A few months back, a friend of a friend asked me an honest question over coffee: Isn’t sexism over? Now that women have the right to vote, hold jobs as construction workers, scientists, astronauts, and legislators, and have nearly broken the glass ceiling, what is left to fight for? Don’t women even have their own television network? (“Yes,” I said. “Where they can talk about lipstick shades and shopping with their gay besties.”)
These past few weeks I’ve been having this thought: Perhaps the one benefit of the brutal attack on reproductive rights we’re currently seeing is that there’s no room left for doubt. Women are being pummeled left and right in the political arena.
By making the line where the Hyde Amendment meets healthcare reform seem blurry, anti-abortion leaders have managed to reopen the subject of reproductive choice. By heightening the debate between “conscience” rights and patient rights, they’ve managed to roll back our expectations regarding access to birth control.
The Reproductive Parity Act, which would’ve ensured access to reproductive services for all women in Washington as the state implements federal health care reform, died in the Senate last week (The House passed the bill 52-46, but the Senate failed to bring the bill to a vote on the last day of the legislative session). Those who voted "no" included a legislator who was at one time a member of the NARAL board of directors.
Perhaps most enraging of all – and so “out there” as to be worthy of an Onion article – comes this little gem: “A proposed new law in Arizona would give employers the power to request that women being prescribed birth control pills provide proof that they're using it for non-sexual reasons.” I HAVE NO WORDS FOR THIS ASININITY.
In response to the recent outrage over a Virginia bill that would require all women to undergo an invasive procedure called a “transvaginal ultrasound” before having an abortion, Washington Post columnist Petula Dvorak posits that women “do not, as a rule, spend a ton of time thinking about their wombs.”
Umm. Excuse me?
Hold the phone, maybe I was wrong. Maybe the repugnancy of the war on women IS escapable for some folks.
Apart from her misguided – nay sexist – assumption that a proper sampling of the female gender can be found at her local craft store in the middle of a weekday, Ms. Dvorak has something very wrong. Women DO care about their wombs.
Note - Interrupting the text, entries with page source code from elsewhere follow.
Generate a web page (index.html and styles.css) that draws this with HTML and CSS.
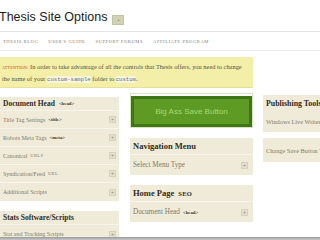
FILE: index.html
```html
<!DOCTYPE html>
<html>
<head>
<meta charset="utf-8">
<link rel="stylesheet" href="styles.css">
</head>
<body>
<div class="page">
  <div class="top">
    <h1 class="title">Thesis Site Options</h1>
    <span class="tbtn">▲</span>
  </div>
  <nav class="nav">
    <span>Thesis Blog</span>
    <span>User's Guide</span>
    <span>Support Forums</span>
    <span>Affiliate Program</span>
  </nav>
  <div class="attn">
    <span class="attn-label">Attention:</span> In order to take advantage of all the controls that Thesis offers, you need to change the name of your <code>custom-sample</code> folder to <code>custom</code>.
  </div>
  <div class="cols">
    <div class="col col-left">
      <div class="panel">
        <div class="ph">Document Head <span class="tag">&lt;head&gt;</span></div>
        <div class="row">Title Tag Settings <span class="tag">&lt;title&gt;</span><span class="plus">+</span></div>
        <div class="row">Robots Meta Tags <span class="tag">&lt;meta&gt;</span><span class="plus">+</span></div>
        <div class="row">Canonical <span class="sc">URLs</span><span class="plus">+</span></div>
        <div class="row">Syndication/Feed <span class="sc">URL</span><span class="plus">+</span></div>
        <div class="row">Additional Scripts<span class="plus">+</span></div>
      </div>
      <div class="panel">
        <div class="ph">Stats Software/Scripts</div>
        <div class="row">Stat and Tracking Scripts<span class="plus">+</span></div>
      </div>
    </div>
    <div class="col col-mid">
      <div class="savewrap"><div class="save">Big Ass Save Button</div></div>
      <div class="panel mp">
        <div class="ph">Navigation Menu</div>
        <div class="row">Select Menu Type<span class="plus">+</span></div>
      </div>
      <div class="panel mp mp2">
        <div class="ph">Home Page <span class="sc">SEO</span></div>
        <div class="row">Document Head <span class="tag">&lt;head&gt;</span><span class="plus">+</span></div>
      </div>
    </div>
    <div class="col col-right">
      <div class="panel rp">
        <div class="ph">Publishing Tools</div>
        <div class="row">Windows Live Writer</div>
      </div>
      <div class="panel rp rp2">
        <div class="row">Change Save Button Text</div>
      </div>
    </div>
  </div>
</div>
<div class="playerbar"></div>
</body>
</html>
```

FILE: styles.css
```css
html, body {
  margin: 0;
  padding: 0;
  background: #ffffff;
}
body {
  width: 320px;
  height: 240px;
  overflow: hidden;
  font-family: "Liberation Serif", serif;
}
.page {
  width: 320px;
  overflow: hidden;
}
.top {
  display: flex;
  align-items: center;
  height: 31px;
  gap: 5px;
}
.title {
  margin: 0 0 0 -1px;
  font-family: "Liberation Sans", Arial, sans-serif;
  font-weight: normal;
  font-size: 12.5px;
  color: #1c1c1c;
  line-height: 1;
  padding-top: 4px;
}
.tbtn {
  width: 12px;
  height: 10px;
  margin-top: 9px;
  background: #d2d1b2;
  border: 1px solid #c3c2a2;
  box-sizing: border-box;
  font-size: 3px;
  color: #8b8a6a;
  display: flex;
  align-items: center;
  justify-content: center;
}
.nav {
  display: flex;
  align-items: center;
  height: 18px;
  border-top: 1px solid #e4e4e4;
  border-bottom: 1px solid #ececec;
  padding-left: 3px;
  gap: 10px;
}
.nav span {
  font-size: 4.6px;
  text-transform: uppercase;
  letter-spacing: 0.55px;
  color: #808080;
}
.attn {
  margin-top: 6px;
  width: 249px;
  height: 22px;
  padding: 4px 2px 4px 2px;
  background: #f3efa8;
  border-bottom: 1px solid #e6e09a;
  font-size: 6.4px;
  line-height: 11px;
  color: #55544a;
}
.attn-label {
  color: #c8401a;
  text-transform: uppercase;
  font-size: 4.2px;
  letter-spacing: 0.2px;
}
.attn code {
  font-family: "Liberation Mono", monospace;
  font-size: 5.6px;
  color: #5a6a90;
  background: #f8f6d8;
}
.cols {
  display: grid;
  grid-template-columns: 119px 123px 57px;
  column-gap: 11px;
  margin-top: 5px;
}
.col-right {
  margin-left: -1px;
  width: 70px;
  overflow: hidden;
}
.panel {
  background: #efebd8;
}
.col-left .panel {
  margin-top: 4px;
}
.col-left .panel + .panel {
  margin-top: 10px;
}
.ph {
  height: 14px;
  display: flex;
  align-items: center;
  gap: 4px;
  padding: 0 3px;
  font-weight: bold;
  font-size: 7.5px;
  color: #2e2d26;
  border-bottom: 1px solid #f8f6ec;
  box-sizing: border-box;
  white-space: nowrap;
}
.row {
  height: 18px;
  display: flex;
  align-items: center;
  gap: 3px;
  padding: 0 3px;
  font-size: 6px;
  color: #7d7b68;
  border-bottom: 1px solid #f8f6ec;
  box-sizing: border-box;
  white-space: nowrap;
}
.row:last-child {
  border-bottom: none;
}
.tag {
  font-weight: bold;
  font-size: 4.8px;
  color: #3a392f;
}
.sc {
  font-size: 4.6px;
  text-transform: uppercase;
  letter-spacing: 0.3px;
}
.ph .sc {
  font-size: 6.5px;
}
.plus {
  margin-left: auto;
  width: 7px;
  height: 7px;
  box-sizing: border-box;
  background: #e2dfcb;
  border: 1px solid #d6d2bb;
  font-family: "Liberation Sans", sans-serif;
  font-size: 5px;
  line-height: 5px;
  text-align: center;
  color: #8f8c78;
}
.savewrap {
  border: 1px solid #d6e5bd;
  padding: 2px 0 0 0;
  box-sizing: border-box;
  height: 35px;
}
.save {
  height: 31px;
  box-sizing: border-box;
  background: #5d9b24;
  border: 3px solid #3e7516;
  display: flex;
  align-items: center;
  justify-content: center;
  font-family: "Liberation Sans", Arial, sans-serif;
  font-size: 8px;
  color: #acd873;
}
.mp {
  margin-top: 10px;
}
.mp .ph {
  height: 17px;
  font-size: 8.5px;
}
.mp .row {
  height: 20px;
  font-size: 7.2px;
}
.mp .plus {
  margin-right: 2px;
}
.mp2 {
  margin-top: 10px;
}
.rp {
  margin-top: 2px;
}
.rp .ph {
  height: 16px;
  font-size: 7.9px;
  border-bottom: none;
}
.rp .row {
  height: 21px;
  font-size: 6.3px;
}
.rp2 {
  margin-top: 6px;
}
.rp2 .row {
  height: 24px;
}
.playerbar {
  position: fixed;
  left: 0;
  right: 0;
  bottom: 0;
  height: 3px;
  background: linear-gradient(#9a9a9a, #c8c8c8);
}
```
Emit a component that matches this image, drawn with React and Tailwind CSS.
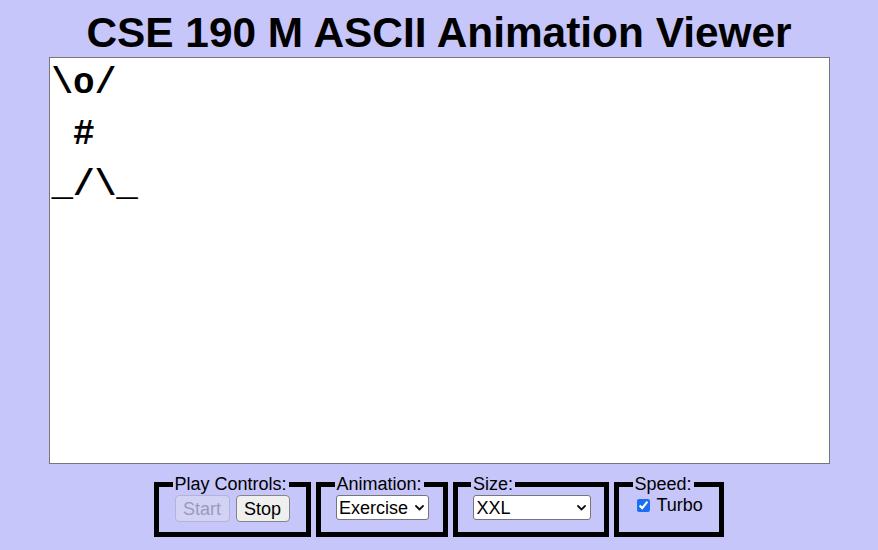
import { useState } from "react";

const frame = "\\o/\n #\n_/\\_";

const Chevron = () => (
  <svg
    className="pointer-events-none absolute top-1/2 right-[5px] -translate-y-1/2"
    width="9"
    height="6"
    viewBox="0 0 9 6"
    fill="none"
  >
    <path d="M1 1l3.5 3.5L8 1" stroke="#111" strokeWidth="1.8" strokeLinecap="round" strokeLinejoin="round" />
  </svg>
);

const Box = ({ title, children, className = "" }) => (
  <fieldset className={`border-[5px] border-black px-[13.5px] pb-[10px] ${className}`}>
    <legend className="px-[2px] text-[18px] leading-[21px]">{title}</legend>
    {children}
  </fieldset>
);

const App = () => {
  const [text, setText] = useState(frame);
  const [anim, setAnim] = useState("exercise");
  const [size, setSize] = useState("xxl");
  const [turbo, setTurbo] = useState(true);

  return (
    <div className="min-h-screen bg-[#c6c6fa] font-['Liberation_Sans',Arial,sans-serif] text-black">
      {/* Title */}
      <h1 className="pt-[9px] text-center text-[42.4px] leading-[48px] font-bold">
        CSE 190 M ASCII Animation Viewer
      </h1>

      {/* Animation area */}
      <div className="flex justify-center">
        <textarea
          value={text}
          onChange={(e) => setText(e.target.value)}
          spellCheck={false}
          className="block h-[407px] w-[781px] resize-none border border-[#767676] bg-white px-[2px] pt-0 font-['Liberation_Mono','Courier_New',monospace] text-[36px] leading-[51px] font-bold outline-none"
        />
      </div>

      {/* Controls */}
      <div className="mt-[10px] flex items-stretch justify-center gap-[5px]">
        <Box title="Play Controls:" className="w-[157px]">
          <div className="flex gap-[6px] px-[2px]">
            <button
              disabled
              className="h-[27px] w-[55px] rounded-[4px] border border-[#b3b3d6] bg-[#d2d2f4] text-[18px] leading-none text-[#9b9bbd]"
            >
              Start
            </button>
            <button className="h-[27px] w-[54px] rounded-[4px] border border-[#858585] bg-[#efefef] text-[18px] leading-none">
              Stop
            </button>
          </div>
        </Box>

        <Box title="Animation:" className="w-[130px]">
          <div className="relative ml-[1.5px] w-[93px]">
            <select
              value={anim}
              onChange={(e) => setAnim(e.target.value)}
              className="block h-[25px] w-full appearance-none rounded-[3px] border border-[#767676] bg-white pl-[2px] text-[18px] leading-none"
            >
              <option value="blank">Blank</option>
              <option value="custom">Custom</option>
              <option value="exercise">Exercise</option>
              <option value="juggler">Juggler</option>
              <option value="bike">Bike</option>
              <option value="dive">Dive</option>
            </select>
            <Chevron />
          </div>
        </Box>

        <Box title="Size:" className="w-[156px]">
          <div className="relative ml-[1.5px] w-[118px]">
            <select
              value={size}
              onChange={(e) => setSize(e.target.value)}
              className="block h-[25px] w-full appearance-none rounded-[3px] border border-[#767676] bg-white pl-[3px] text-[18px] leading-none"
            >
              <option value="tiny">Tiny</option>
              <option value="small">Small</option>
              <option value="medium">Medium</option>
              <option value="large">Large</option>
              <option value="xl">Extra Large</option>
              <option value="xxl">XXL</option>
            </select>
            <Chevron />
          </div>
        </Box>

        <Box title="Speed:" className="w-[110px]">
          <label className="flex h-[21px] items-center pl-[4px] text-[18px]">
            <input
              type="checkbox"
              checked={turbo}
              onChange={(e) => setTurbo(e.target.checked)}
              className="m-0 h-[13px] w-[13px] accent-[#1b6ef3]"
            />
            <span className="ml-[7px]">Turbo</span>
          </label>
        </Box>
      </div>
    </div>
  );
};

export default App;
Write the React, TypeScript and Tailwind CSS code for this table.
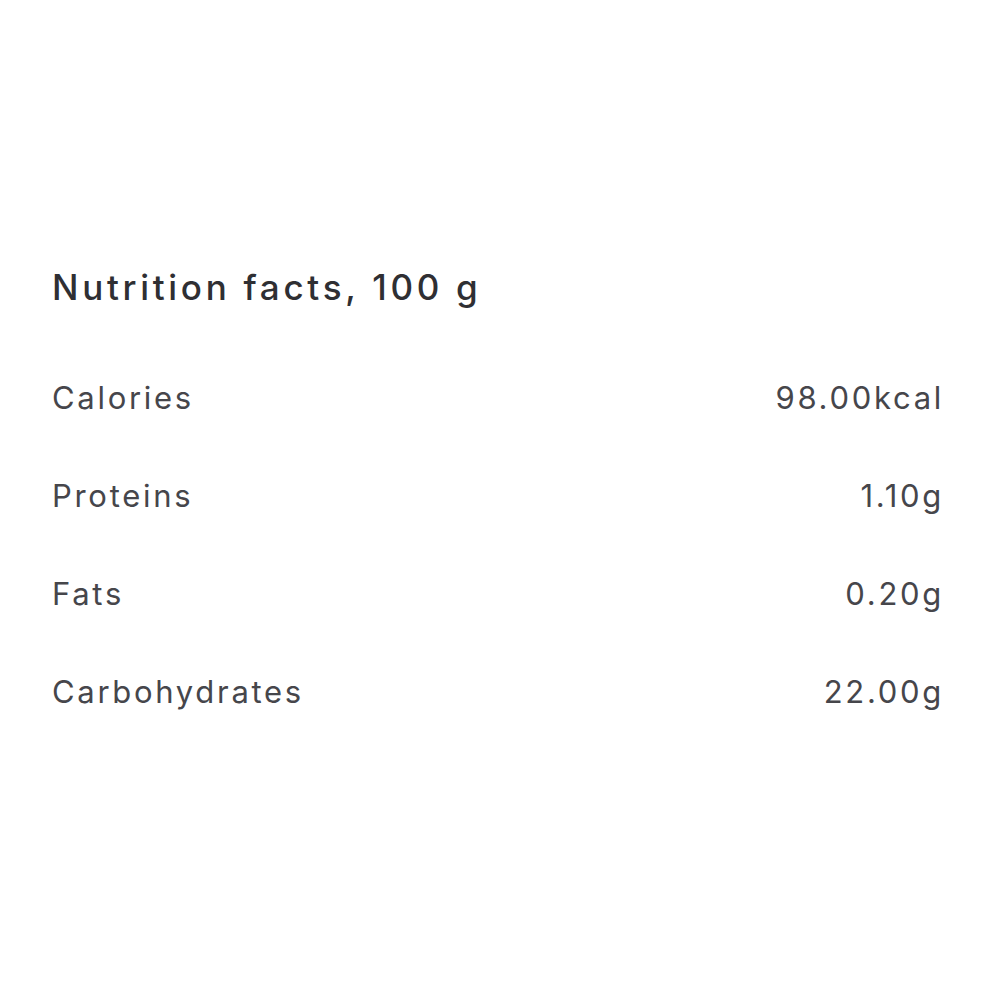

They told us this loudly and clearly when the U.S. Congress attempted to de-fund Planned Parenthood, and again when the Susan B. Komen Foundation decided to turn its back on women earlier this year. Certainly the members of the Women’s Strike Force, a PAC formed with the goal of defeating legislators who voted for the “trans-vaginal” bill, are focused on their reproductive rights. I understand that the intent of Ms. Dvorak’s article was to point out the absurdity of our legislators’ focus on lady parts when so many things need fixing, but I would argue that claiming the indifference of women in the area of reproductive health isn’t just incorrect, but tantamount to aiding and abetting the other side.
The same quote seems to be circulating from feminists of many generations these days: “We thought we had already fought this battle.” Two decades from now, will Gen Y feminists be singing the same tune? And will they be asking my friend’s question, “isn’t sexism over?” In response to my friend I shared a phrase that Lisa Stone can often be heard uttering: "Women's Rights. Really. Still."